In summary, I think Binet’s novel is well worth reading. It hits home if you are familiar with the people depicted in the book and don’t take life too seriously. I’m sure I missed some of the humor, not being familiar with certain people depicted in the novel, but I don’t mind. In the end I felt the story, the plot went on a bit too long, but that’s perhaps because I got into the book for other reasons, for the characterizations of various real life people. Once those people weren’t in the spotlight, my interest wasn’t peaking, but I think that’s on me rather than the writer. That said, I’m not knocking the story. It’s a fun romp.
- Binet, L. ( 2017). Kuka murhasi Roland Barhesin? (L. Toivanen, Trans.). Helsinki, Finland: Gummerus.

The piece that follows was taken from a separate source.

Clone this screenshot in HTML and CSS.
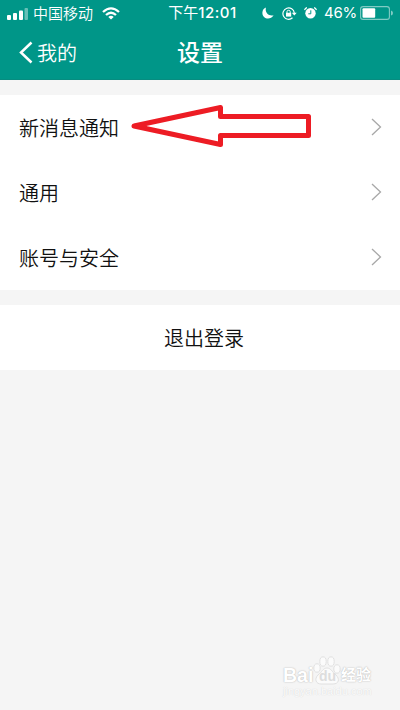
FILE: index.html
```html
<!DOCTYPE html>
<html lang="zh-CN">
<head>
<meta charset="utf-8">
<title>设置</title>
<link rel="stylesheet" href="styles.css">
</head>
<body>
<div class="screen">
  <header class="header">
    <div class="status">
      <div class="status-left">
        <svg class="signal" width="21" height="12" viewBox="0 0 21 12" fill="#fff"><rect x="0" y="7" width="4" height="5" rx="1"/><rect x="6" y="5" width="4" height="7" rx="1"/><rect x="12" y="2.500" width="4" height="9.500" rx="1"/><rect x="17.500" y="0" width="3.500" height="12" rx="1" opacity=".4"/></svg>
        <span class="carrier">中国移动</span>
        <svg class="wifi" width="18" height="13" viewBox="0 0 18 13" fill="none" stroke="#fff" stroke-width="2.300"><path d="M1 5Q9-2.300 17 5M4 8Q9 3.500 14 8"/><path d="M6.300 9.900Q9 7.500 11.700 9.900L9 12.600Z" fill="#fff" stroke="none"/></svg>
      </div>
      <span class="time">下午<b>12:01</b></span>
      <div class="status-right">
        <svg width="12" height="12" viewBox="0 0 12 12" fill="#fff"><path d="M4 .5C2.600 5.500 6.500 9.500 11.600 8.200C8 14 0 11.500.4 5.500C.5 3 2 1.200 4 .5Z"/></svg>
        <svg class="lock" width="15" height="13" viewBox="0 0 15 13" fill="none" stroke="#fff"><path d="M12.300 6A5.700 5.700 0 1 0 10.500 10.800" stroke-width="1.200"/><path d="M9.800 5.700H14.700L12.300 8.600Z" fill="#fff" stroke="none"/><rect x="4" y="5.800" width="5.200" height="3.800" fill="#fff" stroke="none"/><path d="M5 6V4.600Q5 3.300 6.600 3.300T8.200 4.600V6"/></svg>
        <svg class="alarm" width="13" height="12" viewBox="0 0 13 12"><circle cx="6.500" cy="6.300" r="5.200" fill="#fff"/><path d="M.6 3.200Q1 1.200 3 .7M10 .7Q12 1.200 12.400 3.200" fill="none" stroke="#fff" stroke-width="1.200"/><path d="M6.800 3.300V6.800H4.300" fill="none" stroke="#009688" stroke-width="1"/></svg>
        <span class="percent">46%</span>
        <svg class="battery" width="34" height="14" viewBox="0 0 34 14"><rect x=".6" y=".6" width="28.800" height="12.800" rx="2.500" fill="none" stroke="#fff" stroke-opacity=".5" stroke-width="1.100"/><rect x="2.500" y="2.200" width="12.700" height="9.600" rx="1" fill="#fff"/><path d="M31 4.500Q33 5 33 7T31 9.500Z" fill="#fff" opacity=".5"/></svg>
      </div>
    </div>
    <nav class="nav">
      <div class="back">
        <svg width="14" height="23" viewBox="0 0 14 23" fill="none" stroke="#fff" stroke-width="2.500"><path d="M12.500 1.500L2 11.500L12.500 21.500"/></svg>
        <span>我的</span>
      </div>
      <h1 class="title">设置</h1>
    </nav>
  </header>
  <main>
    <section class="group">
      <div class="row"><span>新消息通知</span><svg class="chevron" width="11" height="18" viewBox="0 0 11 18"><path d="M1 1L9.500 9L1 17"/></svg></div>
      <div class="row"><span>通用</span><svg class="chevron" width="11" height="18" viewBox="0 0 11 18"><path d="M1 1L9.500 9L1 17"/></svg></div>
      <div class="row"><span>账号与安全</span><svg class="chevron" width="11" height="18" viewBox="0 0 11 18"><path d="M1 1L9.500 9L1 17"/></svg></div>
    </section>
    <section class="group logout">退出登录</section>
  </main>
  <svg class="arrow" width="182" height="44" viewBox="0 0 182 44"><path d="M3 22L89.500 3.500V12.500H177.500V31.500H89.500V40.500L3 22L16 22" fill="none" stroke="#ed1c24" stroke-width="5" stroke-linejoin="round"/></svg>
  <div class="watermark">
    <div class="brand">
      <span class="bai">Bai</span>
      <span class="paw"><svg width="28" height="29" viewBox="0 0 28 29"><g class="pad"><ellipse cx="4" cy="12" rx="3.200" ry="4.200"/><ellipse cx="10" cy="5.500" rx="3.200" ry="4.700"/><ellipse cx="18" cy="5.500" rx="3.200" ry="4.700"/><ellipse cx="24" cy="13" rx="3.200" ry="4.200"/><path d="M14 12C10 12 9 16 5 19C1 23 3 28 8 28H20C26 28 27 23 23 19C19 16 18 12 14 12Z"/></g></svg><span class="du">du</span></span>
      <span class="jy">经验</span>
    </div>
    <div class="url">jingyan.baidu.com</div>
  </div>
</div>
</body>
</html>
```
FILE: styles.css
```css
* { box-sizing: border-box; }
body { margin: 0; font-family: "Noto Sans CJK SC", sans-serif; }
svg { display: block; flex: none; }
.screen { position: relative; width: 400px; height: 710px; overflow: hidden; background: #f5f5f5; }
.header { height: 80px; background: #009688; color: #fff; border-bottom: 1px solid #078c80; }
.status { height: 25px; display: grid; grid-template-columns: 160px 85px 1fr; align-items: center; line-height: 25px; }
.status-left { display: flex; align-items: center; padding-left: 7px; }
.signal { margin-top: 1px; }
.carrier { margin-left: 5px; padding-bottom: 2px; font-size: 15px; line-height: 23px; font-weight: 350; }
.wifi { margin-left: 9px; }
.time { padding-bottom: 1px; text-align: center; font-size: 15px; line-height: 24px; font-weight: 400; white-space: nowrap; }
.time b { font-family: Inter, sans-serif; font-weight: 500; font-size: 15px; letter-spacing: .5px; }
.status-right { display: flex; align-items: center; padding-left: 17px; }
.lock { margin-left: 8px; }
.alarm { margin-left: 7px; }
.percent { width: 32px; margin-left: 7px; padding-bottom: 1px; font: 400 15px/24px Inter, sans-serif; letter-spacing: -.2px; }
.battery { margin-left: 4px; }
.nav { height: 54px; display: grid; grid-template-columns: 1fr 100px 1fr; align-items: center; }
.back { display: flex; align-items: center; gap: 4px; padding: 1px 0 0 19px; font-size: 20px; line-height: 30px; font-weight: 350; }
.title { margin: 0; padding-bottom: 2px; text-align: center; font-size: 23px; line-height: 32px; font-weight: 500; }
.group { margin-top: 15px; background: #fff; color: #111; font-size: 20px; font-weight: 350; }
.row { height: 65px; padding: 0 18px 0 19px; display: flex; align-items: center; justify-content: space-between; }
.chevron { margin-bottom: 2px; }
.chevron path { fill: none; stroke: #a8a8a8; stroke-width: 1.3; }
.logout { height: 65px; display: flex; align-items: center; justify-content: center; padding-left: 8px; }
.arrow { position: absolute; left: 131px; top: 104px; }
.watermark { position: absolute; left: 283px; top: 655px; width: 90px; color: #fff; text-shadow: 0 0 1px #bbb, 0 0 2px #ccc; }
.brand { height: 30px; display: flex; align-items: flex-end; }
.bai { width: 30px; font: bold 19.5px/20px "Liberation Sans", sans-serif; }
.paw { position: relative; width: 28px; height: 29px; }
.pad { fill: #fbfbfb; stroke: #dedede; stroke-width: .9; }
.du { position: absolute; left: 6px; top: 12px; color: #ddd; font: bold 14px/16px "Liberation Sans", sans-serif; text-shadow: none; }
.jy { font-size: 15px; line-height: 22px; font-weight: 700; }
.url { color: #fcfcfc; font: 11px/12px "Liberation Sans", sans-serif; text-shadow: 0 0 1px #ccc; }
```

- Binet, L. ( 2017). The Seventh Function of Language (S. Taylor, Trans.). New York, NY: Farrar, Straus and Giroux.
- Deleuze, G., and F. Guattari (1972). Capitalisme et schizophrénie: L’anti-Œdipe. Paris, France: Les Éditions de Minuit.
- Deleuze, G., and F. Guattari ( 1977). Anti-Oedipus: Capitalism and Schizophrenia (R. Hurley, M. Seem and H. R. Lane, Trans.). Minneapolis, MN: University of Minnesota Press.
- Foucault, M. ( 1978). The History of Sexuality. Volume 1: An Introduction (R. Hurley, Trans.). New York, NY: Pantheon Books.
- de Sales, F. ([1609/1619] 2009). Introduction to the Devout Life (A. Ross, Ed., Trans.). Mineola, NY: Dover Publications.